Population Genetics. Many of the datasets above could be used in a population genetics project. You could use deviations from neutrality to detect population size changes or genes under natural selection (let me know if you would like papers related to these topics). You could also try running tree methods on individuals from the same population (i.e. UPGMA) to detect subpopulations and migration events in evolutionary history. Running UPGMA in a sliding window across the genome (to avoid recombination breakpoints) and then aggregating the resulting trees to make evolutionary inferences would make an excellent project (RECOMMENDED).
Hidden Markov Models (HMMs). In class we will study an HMM model for detecting population size changes called PSMC. This is a very elegant method with a software package that is relatively easy to use and often produces very nice results. PSMC can be run on individuals from almost any species with a decent reference genome.
PCA. Running PCA on a dataset (like we will do in Lab 9) is probably not enough for the entire project, but if you would like to incorporate PCA as part of your analysis, you're welcome to do so. It could be an entire project if you work to create a novel dataset and run PCA on that. For example, you could create a multiple sequence alignment (MSA) between humans, Neandertals, and other great apes, use the MSA to create a matrix of SNPs, then run PCA on that. Another option is to post-process the PCA results to try to link them with migrations and splits over time.
Note: I am also open to a more theoretical/mathematical project that does not involve data (population
genetics or HMMs might work well for this). If you have a concrete idea/plan for such a project, let me know.

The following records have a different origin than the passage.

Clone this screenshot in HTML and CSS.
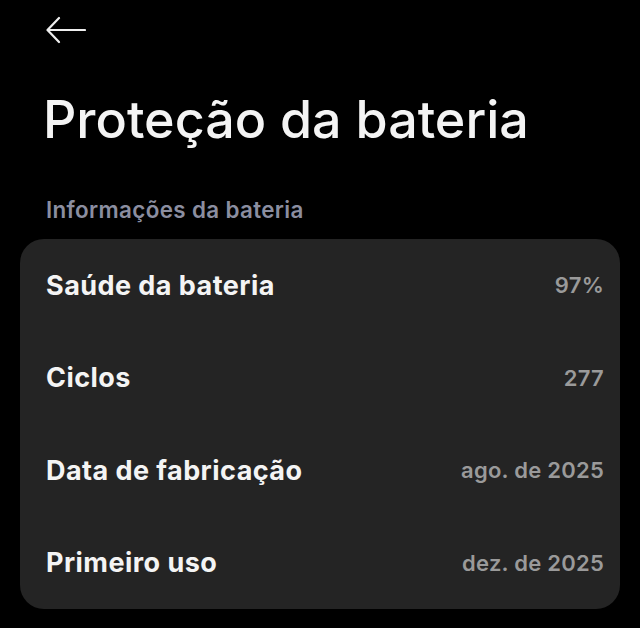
FILE: index.html
```html
<!DOCTYPE html>
<html lang="pt">
<head>
<meta charset="utf-8">
<link rel="stylesheet" href="styles.css">
</head>
<body>
<div class="screen">
  <header class="topbar">
    <svg class="back" width="40" height="28" viewBox="0 0 40 28" aria-label="Voltar">
      <path d="M39 14H2M13 2L1.5 14L13 26" fill="none" stroke="#eeeeee" stroke-width="2.2" stroke-linecap="round" stroke-linejoin="round"/>
    </svg>
  </header>
  <h1 class="title">Proteção da bateria</h1>
  <div class="section-label">Informações da bateria</div>
  <div class="card">
    <div class="row"><span class="label">Saúde da bateria</span><span class="value">97%</span></div>
    <div class="row"><span class="label">Ciclos</span><span class="value">277</span></div>
    <div class="row"><span class="label">Data de fabricação</span><span class="value">ago. de 2025</span></div>
    <div class="row"><span class="label">Primeiro uso</span><span class="value">dez. de 2025</span></div>
  </div>
</div>
</body>
</html>
```
FILE: styles.css
```css
html, body {
  margin: 0;
  padding: 0;
  background: #000;
}
body {
  font-family: Inter, "Noto Sans", sans-serif;
  color: #f2f2f2;
  width: 640px;
  height: 628px;
  overflow: hidden;
}
.screen {
  display: flex;
  flex-direction: column;
}
.topbar {
  height: 60px;
  display: flex;
  align-items: center;
  padding-left: 46px;
}
.back {
  display: block;
}
.title {
  margin: 0;
  padding: 30px 0 0 43px;
  font-size: 52px;
  font-weight: 500;
  line-height: 60px;
  letter-spacing: 0;
  color: #f4f4f4;
}
.section-label {
  margin-top: 45px;
  padding-left: 46px;
  font-size: 22.4px;
  font-weight: 600;
  line-height: 30px;
  letter-spacing: 0.35px;
  color: #8b8ea0;
}
.card {
  margin: 14px 20px 0;
  background: #242424;
  border-radius: 24px;
  display: flex;
  flex-direction: column;
}
.row {
  height: 92.5px;
  display: flex;
  align-items: center;
  justify-content: space-between;
  padding: 0 16px 0 26px;
}
.label {
  font-size: 27px;
  font-weight: 700;
  letter-spacing: 0.45px;
  color: #f4f4f4;
}
.value {
  font-size: 22px;
  font-weight: 600;
  letter-spacing: 0.25px;
  color: #9a9a9a;
}
```
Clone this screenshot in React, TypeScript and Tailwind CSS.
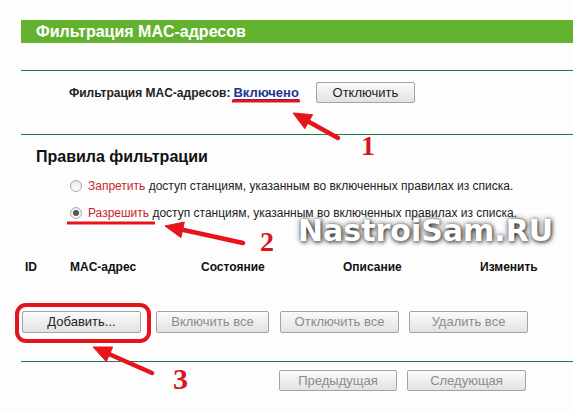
import React from "react";

function Btn({ children, w, dim, h = "h-[22px]" }: { children: React.ReactNode; w: string; dim?: boolean; h?: string }) {
  return (
    <div
      className={`${w} ${h} flex items-center justify-center rounded-[2px] border border-[#a3a3a3] bg-gradient-to-b from-[#fbfbfb] to-[#e2e2e2] text-[13px] ${dim ? "text-[#8c8c8c]" : "text-[#222]"}`}
    >
      {children}
    </div>
  );
}

function Radio({ checked }: { checked?: boolean }) {
  return (
    <div className="w-[12px] h-[12px] rounded-full border border-[#a8a8a8] bg-gradient-to-b from-[#e9e9e9] to-[#fdfdfd] flex items-center justify-center">
      {checked && <div className="w-[6px] h-[6px] rounded-full bg-[#555]" />}
    </div>
  );
}

export default function App() {
  return (
    <div className="relative w-[573px] h-[412px] overflow-hidden bg-[#fdfdfd] font-['Liberation_Sans',Arial,sans-serif] text-[#222]">
      <div className="pt-[20px] pl-[21px]">
        <div className="h-[23px] bg-[#63b22f] text-white font-bold text-[16px] leading-[23px] pl-[15px]">
          Фильтрация MAC-адресов
        </div>

        <div className="mt-[27px] border-t border-[#227a4a]">
          <div className="h-[63px] flex items-start pt-[11px] pl-[48px]">
            <div className="h-[21px] flex items-center text-[12px] font-bold">
              Фильтрация MAC-адресов:
            </div>
            <div className="h-[21px] flex items-center ml-[3px] text-[13px] font-bold text-[#1b3590] underline underline-offset-2">
              Включено
            </div>
            <div className="ml-[17px]">
              <Btn w="w-[99px]" h="h-[21px]">Отключить</Btn>
            </div>
          </div>
        </div>

        <div className="border-t border-[#227a4a]">
          <div className="mt-[12px] pl-[15px] text-[16px] leading-[20px] font-bold text-[#111]">
            Правила фильтрации
          </div>
          <div className="mt-[11px] pl-[49px] flex items-center gap-[6px] h-[16px] text-[12px]">
            <Radio />
            <span>
              <span className="text-[#c4262e]">Запретить</span> доступ станциям, указанным во включенных правилах из списка.
            </span>
          </div>
          <div className="mt-[11px] pl-[49px] flex items-center gap-[6px] h-[16px] text-[12px]">
            <Radio checked />
            <span>
              <span className="text-[#c4262e]">Разрешить</span> доступ станциям, указанным во включенных правилах из списка.
            </span>
          </div>

          <div className="mt-[38px] h-[16px] flex items-center text-[12px] font-bold text-[#111]">
            <span className="ml-[4px] w-[45px]">ID</span>
            <span className="w-[131px]">MAC-адрес</span>
            <span className="w-[142px]">Состояние</span>
            <span className="w-[137px]">Описание</span>
            <span>Изменить</span>
          </div>

          <div className="mt-[36px] flex items-center pl-[1px]">
            <Btn w="w-[119px]">Добавить...</Btn>
            <div className="ml-[15px]"><Btn w="w-[113px]" dim>Включить все</Btn></div>
            <div className="ml-[11px]"><Btn w="w-[119px]" dim>Отключить все</Btn></div>
            <div className="ml-[10px]"><Btn w="w-[119px]" dim>Удалить все</Btn></div>
          </div>

          <div className="mt-[28px] border-t border-[#227a4a]">
            <div className="mt-[8px] flex items-center pl-[258px]">
              <Btn w="w-[118px]" h="h-[21px]" dim>Предыдущая</Btn>
              <div className="ml-[10px]"><Btn w="w-[119px]" h="h-[21px]" dim>Следующая</Btn></div>
            </div>
          </div>
        </div>
      </div>

      {/* watermark */}
      <span className="absolute left-[298px] top-[216px] leading-none text-[30px] font-bold text-white font-['DejaVu_Sans',sans-serif] [text-shadow:1px_1px_4px_rgba(0,0,0,0.8),0_0_6px_rgba(0,0,0,0.45)]">
        NastroiSam.RU
      </span>

      {/* annotations */}
      <svg className="absolute inset-0 pointer-events-none" width="573" height="412" viewBox="0 0 573 412">
        <g stroke="#e8141b" fill="#e8141b">
          <line x1="232" y1="101" x2="300" y2="101" strokeWidth="3" />
          <line x1="67" y1="223" x2="155" y2="223" strokeWidth="3" />
          <rect x="17" y="305" width="132" height="36" rx="9" fill="none" strokeWidth="4" />
          <line x1="338" y1="138" x2="308.7" y2="121.7" strokeWidth="4.5" strokeLinecap="round" />
          <polygon points="293,113 312.6,114.7 304.8,128.7" strokeWidth="1" strokeLinejoin="round" />
          <line x1="243" y1="243" x2="182.6" y2="229.8" strokeWidth="4.5" strokeLinecap="round" />
          <polygon points="165,226 184.3,222 180.9,237.6" strokeWidth="1" strokeLinejoin="round" />
          <line x1="152" y1="373" x2="109.5" y2="354.3" strokeWidth="4.5" strokeLinecap="round" />
          <polygon points="93,347 112.7,347 106.3,361.6" strokeWidth="1" strokeLinejoin="round" />
        </g>
      </svg>
      <span className="absolute left-[361px] top-[132px] leading-none text-[28px] font-bold text-[#d8141c] font-['Liberation_Serif',serif]">1</span>
      <span className="absolute left-[260px] top-[228px] leading-none text-[28px] font-bold text-[#d8141c] font-['Liberation_Serif',serif]">2</span>
      <span className="absolute left-[173px] top-[364px] leading-none text-[30px] font-bold text-[#d8141c] font-['Liberation_Serif',serif]">3</span>
    </div>
  );
}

Getting started after the proposal

I would recommend submitting your proposal as soon as possible so you can get feedback and get started. I'll provide feedback on your proposal and create a github repository for your project. The repository should include all the code you write for the project. Only include data if the datasets is very small (i.e. a fraction of the data or test example). The repository should also include your "lab notebook" (see details below) and eventually your slides for the presentation. Summary of what should be on git:

All project code
(optional) Small example datasets
Lab notebook (markdown (md) format)
Presentation slides
Do not include: existing software you are using

Meeting with me

You and your partner should meet with me at least once outside of lab (before or after you submit the proposal, or both). There will also be project check-ins during the last two weeks of lab.

Lab Notebook

Instead of a formal writeup, you should keep a lab notebook throughout the project (beginning after your git repo is created, but you're welcome to start now if you like). I actually keep an online lab notebook for all my research projects. It helps me remember what I did last and also tracks the time I'm spending on each project. I also use this same document to keep a list of TODOs.

You and your partners should share a lab notebook so you can keep each other updated about your progress. I'm not going to grade this part formally or read every entry - just check that it's there and looks reasonable. It is more for you to keep track of the project.

Here is a recent entry from my own work:

Sara: 03-07-18 (2hrs)

now averaging the Markov chain, fixed all the results
combined ancestral 1000 genomes still running (need to start similar for SGDP)
started new runs with filtering to only have selected alleles in the "selected pop" and only have ancestral alleles in the "reference panel"